Randomisation ensures that the firms’ behaviour would have been similar on average if they had received the same treatment, so that any differences in the deposits remitted between the treatment and control groups were credibly caused by the letter or visit that the treatment groups received.

The direct effect of the Revenue Officer visit was a 276% increase in tax remitted by visited taxpayers relative to the control group one quarter after treatment, an effect that remained substantial one year after treatment. Receiving a letter increased remittances by 34% for a single quarter. 

Figure 1 Log tax remitted on average by treatment and control groups before and after treatment

Network effects of tax enforcement

In addition to studying the effects on the firms that received a visit or letter, we also considered the ripple effects through their networks of connections via tax preparers and subsidiaries. Tax preparers and subsidiaries may be important channels through which firms pass on information about IRS enforcement they infer when they are treated. 

While receiving the letter did not have significant network effects, receiving a Revenue Officer visit did, increasing tax remitted by 2% in the following quarter among the 24 firms, on average, sharing a tax preparer with each visited firm. In contrast, subsidiaries of visited firms reduced their tax remittances by 9.3%, a network effect that may reflect reallocation of resources within the enterprise rather than information diffusion. 

On average, we found the IRS would collect an additional $111,324 when it visited a firm and $13,196 when it sent a letter to collect on withheld income and payroll tax deposits.

Setting tax administration budgets and priorities

These results are a reminder that, when adding up the costs and benefits of tax enforcement, it is important to take into account effects beyond the behaviour of the taxpayers who directly receive the intervention. The spillovers we find through tax preparers and subsidiaries are examples of the indirect effects enforcement may have, as are the effects through value-added-tax chains that Pomeranz (2015) finds. 

Given a fixed tax authority budget, some approaches yield a higher return on investment than others. In the final part of the paper, we consider the cost effectiveness of the interventions. We find that both interventions (letter and in-person visit) are cost-effective ways to increase tax compliance. When setting tax authority budgets, both the direct and spillover effects of tax enforcement should be considered.

References

Bø, E E, J Slemrod, and T O Thoresen (2015), “Taxes on the Internet: Deterrence effects of public disclosure”, American Economic Journal: Economic Policy 7(1): 36–62.
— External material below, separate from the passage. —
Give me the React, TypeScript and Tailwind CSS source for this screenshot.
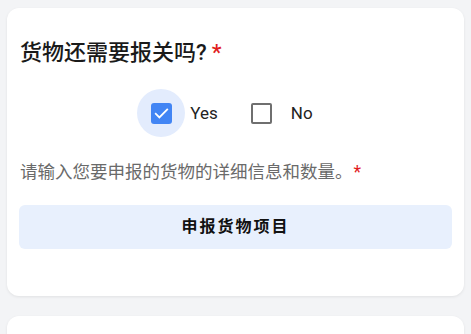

Boning W, J Guyton, R Hodge, J Slemrod and U Troiano (2018), “Heard it through the grapevine: Direct and network effects of a tax enforcement field experiment”, NBER Working Paper 24305. 
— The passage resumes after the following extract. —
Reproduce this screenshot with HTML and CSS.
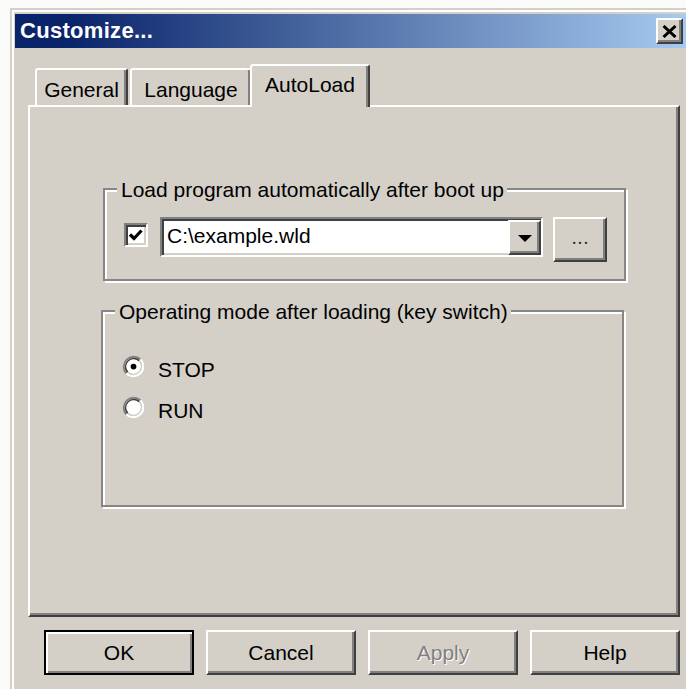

Casaburi, L and U Troiano (2016), “Ghost-house busters: The electoral response to a large anti tax evasion program”, Quarterly Journal of Economics.

Kleven, H J, M B Knudsen, T Kreiner, S Pedersen, and E Saez (2011), “Unwilling or unable to cheat? Evidence from a randomized tax audit experiment in Denmark”, Econometrica 79(3): 651–692.

IRS (2018), "Tax Gap Estimates for Tax Years 2008-2010", 15 March.

Pomeranz, D (2015), “No taxation without information: Deterrence and self-enforcement in the Value Added Tax”, American Economic Review.

Slemrod, J, M Blumenthal, and C Christian (2001), “Taxpayer response to an increased probability of audit: Evidence from a controlled experiment in Minnesota”, Journal of Public Economics 79(3): 455–483.

Slemrod, J (2016), “Tax compliance and enforcement: New research and its policy implications”, University of Michigan, Working Paper.